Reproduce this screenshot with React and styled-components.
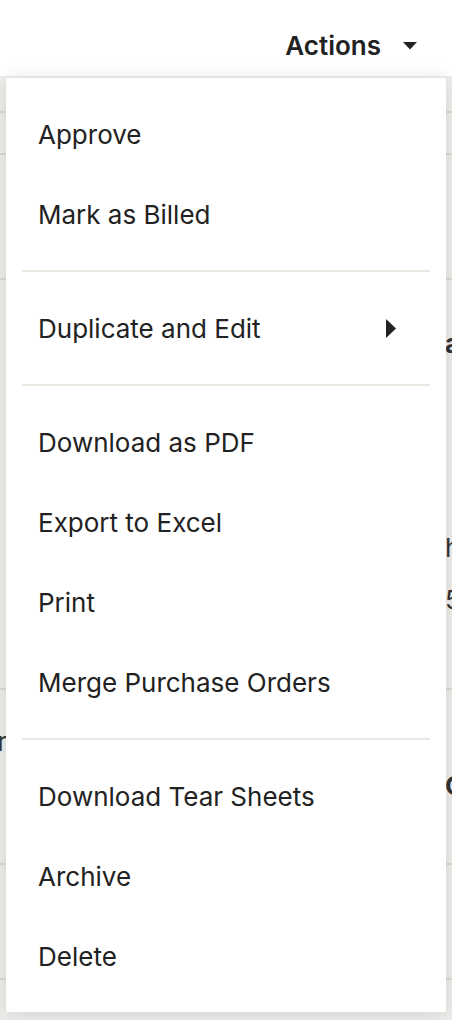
import React from "react";
import styled, { createGlobalStyle } from "styled-components";

const GlobalStyle = createGlobalStyle`
  html, body {
    margin: 0;
    padding: 0;
    background: #eeeeea;
  }
  body {
    font-family: "Inter", "Liberation Sans", sans-serif;
    color: #222;
  }
`;

const Page = styled.div`
  position: relative;
  width: 452px;
  height: 1020px;
  overflow: hidden;
  background: #eeeeea;
`;

const Header = styled.div`
  height: 76px;
  background: #fff;
  display: flex;
  justify-content: flex-end;
  align-items: flex-start;
  padding: 30px 35px 0 0;
  box-sizing: border-box;
`;

const ActionsButton = styled.button`
  border: 0;
  background: none;
  padding: 0;
  display: flex;
  align-items: center;
  gap: 22px;
  font-family: inherit;
  font-size: 26px;
  line-height: 32px;
  font-weight: 600;
  color: #222;
`;

const Rows = styled.div`
  display: flex;
  flex-direction: column;
`;

const Row = styled.div`
  height: ${(p) => p.h}px;
  border-bottom: 2px solid #dcdcd6;
  box-sizing: border-box;
  position: relative;
`;

// bits of the table behind the menu that show at its edges
const Peek = styled.span`
  position: absolute;
  top: ${(p) => p.top}px;
  ${(p) => (p.left ? "right: 445px;" : "left: 445px;")}
  font-size: 26px;
  font-weight: ${(p) => (p.bold ? 700 : 400)};
  color: #333;
  white-space: nowrap;
`;

const Menu = styled.div`
  position: absolute;
  top: 78px;
  left: 6px;
  width: 440px;
  padding: 16px 0;
  background: #fff;
  border-radius: 2px;
  box-shadow: 0 2px 20px rgba(0, 0, 0, 0.13);
  box-sizing: border-box;
`;

const Item = styled.div`
  height: 80px;
  display: flex;
  align-items: center;
  justify-content: space-between;
  padding: 0 50px 0 32px;
  font-size: 26px;
  color: #222;
`;

const Divider = styled.div`
  height: 2px;
  margin: 16px 16px;
  background: #e8e8e0;
`;

const Caret = ({ dir }) =>
  dir === "down" ? (
    <svg width="14" height="8" viewBox="0 0 14 8">
      <path d="M0 0h14L7 7.5z" fill="#222" />
    </svg>
  ) : (
    <svg width="10" height="19" viewBox="0 0 10 19">
      <path d="M0 0l10 9.5L0 19z" fill="#222" />
    </svg>
  );

const groups = [
  [{ label: "Approve" }, { label: "Mark as Billed" }],
  [{ label: "Duplicate and Edit", sub: true }],
  [
    { label: "Download as PDF" },
    { label: "Export to Excel" },
    { label: "Print" },
    { label: "Merge Purchase Orders" },
  ],
  [{ label: "Download Tear Sheets" }, { label: "Archive" }, { label: "Delete" }],
];

export default function App() {
  return (
    <Page>
      <GlobalStyle />
      <Header>
        <ActionsButton>
          Actions
          <Caret dir="down" />
        </ActionsButton>
      </Header>
      <Rows>
        <Row h={37} />
        <Row h={42} />
        <Row h={125} />
        <Row h={410}>
          <Peek top={48} bold>a</Peek>
          <Peek top={252}>h</Peek>
          <Peek top={304}>5</Peek>
        </Row>
        <Row h={175}>
          <Peek top={36} left>r</Peek>
          <Peek top={80} bold>C</Peek>
        </Row>
        <Row h={115} />
        <Row h={60} />
      </Rows>
      <Menu>
        {groups.map((g, gi) => (
          <React.Fragment key={gi}>
            {gi > 0 && <Divider />}
            {g.map((it) => (
              <Item key={it.label}>
                <span>{it.label}</span>
                {it.sub && <Caret dir="right" />}
              </Item>
            ))}
          </React.Fragment>
        ))}
      </Menu>
    </Page>
  );
}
+ + + + +
**Task brief:** Look through the data above. Each line containing the word "styled" needs to be copied.

**Solution to this exercise:**
Reproduce this screenshot with React and styled-components.
import styled, { createGlobalStyle } from "styled-components";
const Page = styled.div`
const Header = styled.div`
const ActionsButton = styled.button`
const Rows = styled.div`
const Row = styled.div`
const Peek = styled.span`
const Menu = styled.div`
const Item = styled.div`
const Divider = styled.div`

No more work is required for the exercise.